What this task involves: Can the data below be echoed back word for word?

Supplied data:
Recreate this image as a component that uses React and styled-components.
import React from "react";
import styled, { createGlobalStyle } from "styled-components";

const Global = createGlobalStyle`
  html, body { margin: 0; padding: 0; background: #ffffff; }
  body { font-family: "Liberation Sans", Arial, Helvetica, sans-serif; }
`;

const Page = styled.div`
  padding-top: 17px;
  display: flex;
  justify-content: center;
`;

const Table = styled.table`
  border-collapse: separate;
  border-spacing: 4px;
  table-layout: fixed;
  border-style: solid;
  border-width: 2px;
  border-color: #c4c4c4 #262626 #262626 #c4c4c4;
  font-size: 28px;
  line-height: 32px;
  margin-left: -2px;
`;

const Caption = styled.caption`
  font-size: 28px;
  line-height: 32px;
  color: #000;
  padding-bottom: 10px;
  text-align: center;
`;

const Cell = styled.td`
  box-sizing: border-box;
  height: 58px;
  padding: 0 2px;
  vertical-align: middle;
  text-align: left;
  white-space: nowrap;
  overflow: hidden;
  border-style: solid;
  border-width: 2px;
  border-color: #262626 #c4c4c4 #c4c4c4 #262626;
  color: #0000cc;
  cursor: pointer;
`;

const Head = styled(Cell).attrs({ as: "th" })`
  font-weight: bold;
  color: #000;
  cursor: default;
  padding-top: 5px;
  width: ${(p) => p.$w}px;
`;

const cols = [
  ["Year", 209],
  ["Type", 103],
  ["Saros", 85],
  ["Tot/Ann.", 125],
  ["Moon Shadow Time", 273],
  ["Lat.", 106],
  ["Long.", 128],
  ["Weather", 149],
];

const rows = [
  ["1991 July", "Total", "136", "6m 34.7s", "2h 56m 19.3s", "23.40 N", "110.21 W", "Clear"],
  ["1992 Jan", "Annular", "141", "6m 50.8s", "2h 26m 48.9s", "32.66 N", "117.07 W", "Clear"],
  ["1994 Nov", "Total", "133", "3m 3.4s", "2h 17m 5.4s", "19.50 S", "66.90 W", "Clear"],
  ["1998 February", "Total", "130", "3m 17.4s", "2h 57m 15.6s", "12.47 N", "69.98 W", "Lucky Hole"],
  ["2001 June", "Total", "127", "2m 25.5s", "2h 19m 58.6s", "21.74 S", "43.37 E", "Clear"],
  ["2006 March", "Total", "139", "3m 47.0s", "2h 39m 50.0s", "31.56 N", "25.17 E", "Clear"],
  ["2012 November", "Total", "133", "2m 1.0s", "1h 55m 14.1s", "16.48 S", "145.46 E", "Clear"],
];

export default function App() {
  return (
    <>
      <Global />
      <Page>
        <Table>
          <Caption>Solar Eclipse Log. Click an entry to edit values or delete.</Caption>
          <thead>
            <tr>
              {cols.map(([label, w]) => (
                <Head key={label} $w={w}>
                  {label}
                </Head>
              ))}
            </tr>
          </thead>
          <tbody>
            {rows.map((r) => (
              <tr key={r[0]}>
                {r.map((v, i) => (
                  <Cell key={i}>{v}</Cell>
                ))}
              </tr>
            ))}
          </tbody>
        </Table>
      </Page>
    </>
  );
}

Expected answer:
Recreate this image as a component that uses React and styled-components.
import React from "react";
import styled, { createGlobalStyle } from "styled-components";

const Global = createGlobalStyle`
  html, body { margin: 0; padding: 0; background: #ffffff; }
  body { font-family: "Liberation Sans", Arial, Helvetica, sans-serif; }
`;

const Page = styled.div`
  padding-top: 17px;
  display: flex;
  justify-content: center;
`;

const Table = styled.table`
  border-collapse: separate;
  border-spacing: 4px;
  table-layout: fixed;
  border-style: solid;
  border-width: 2px;
  border-color: #c4c4c4 #262626 #262626 #c4c4c4;
  font-size: 28px;
  line-height: 32px;
  margin-left: -2px;
`;

const Caption = styled.caption`
  font-size: 28px;
  line-height: 32px;
  color: #000;
  padding-bottom: 10px;
  text-align: center;
`;

const Cell = styled.td`
  box-sizing: border-box;
  height: 58px;
  padding: 0 2px;
  vertical-align: middle;
  text-align: left;
  white-space: nowrap;
  overflow: hidden;
  border-style: solid;
  border-width: 2px;
  border-color: #262626 #c4c4c4 #c4c4c4 #262626;
  color: #0000cc;
  cursor: pointer;
`;

const Head = styled(Cell).attrs({ as: "th" })`
  font-weight: bold;
  color: #000;
  cursor: default;
  padding-top: 5px;
  width: ${(p) => p.$w}px;
`;

const cols = [
  ["Year", 209],
  ["Type", 103],
  ["Saros", 85],
  ["Tot/Ann.", 125],
  ["Moon Shadow Time", 273],
  ["Lat.", 106],
  ["Long.", 128],
  ["Weather", 149],
];

const rows = [
  ["1991 July", "Total", "136", "6m 34.7s", "2h 56m 19.3s", "23.40 N", "110.21 W", "Clear"],
  ["1992 Jan", "Annular", "141", "6m 50.8s", "2h 26m 48.9s", "32.66 N", "117.07 W", "Clear"],
  ["1994 Nov", "Total", "133", "3m 3.4s", "2h 17m 5.4s", "19.50 S", "66.90 W", "Clear"],
  ["1998 February", "Total", "130", "3m 17.4s", "2h 57m 15.6s", "12.47 N", "69.98 W", "Lucky Hole"],
  ["2001 June", "Total", "127", "2m 25.5s", "2h 19m 58.6s", "21.74 S", "43.37 E", "Clear"],
  ["2006 March", "Total", "139", "3m 47.0s", "2h 39m 50.0s", "31.56 N", "25.17 E", "Clear"],
  ["2012 November", "Total", "133", "2m 1.0s", "1h 55m 14.1s", "16.48 S", "145.46 E", "Clear"],
];

export default function App() {
  return (
    <>
      <Global />
      <Page>
        <Table>
          <Caption>Solar Eclipse Log. Click an entry to edit values or delete.</Caption>
          <thead>
            <tr>
              {cols.map(([label, w]) => (
                <Head key={label} $w={w}>
                  {label}
                </Head>
              ))}
            </tr>
          </thead>
          <tbody>
            {rows.map((r) => (
              <tr key={r[0]}>
                {r.map((v, i) => (
                  <Cell key={i}>{v}</Cell>
                ))}
              </tr>
            ))}
          </tbody>
        </Table>
      </Page>
    </>
  );
}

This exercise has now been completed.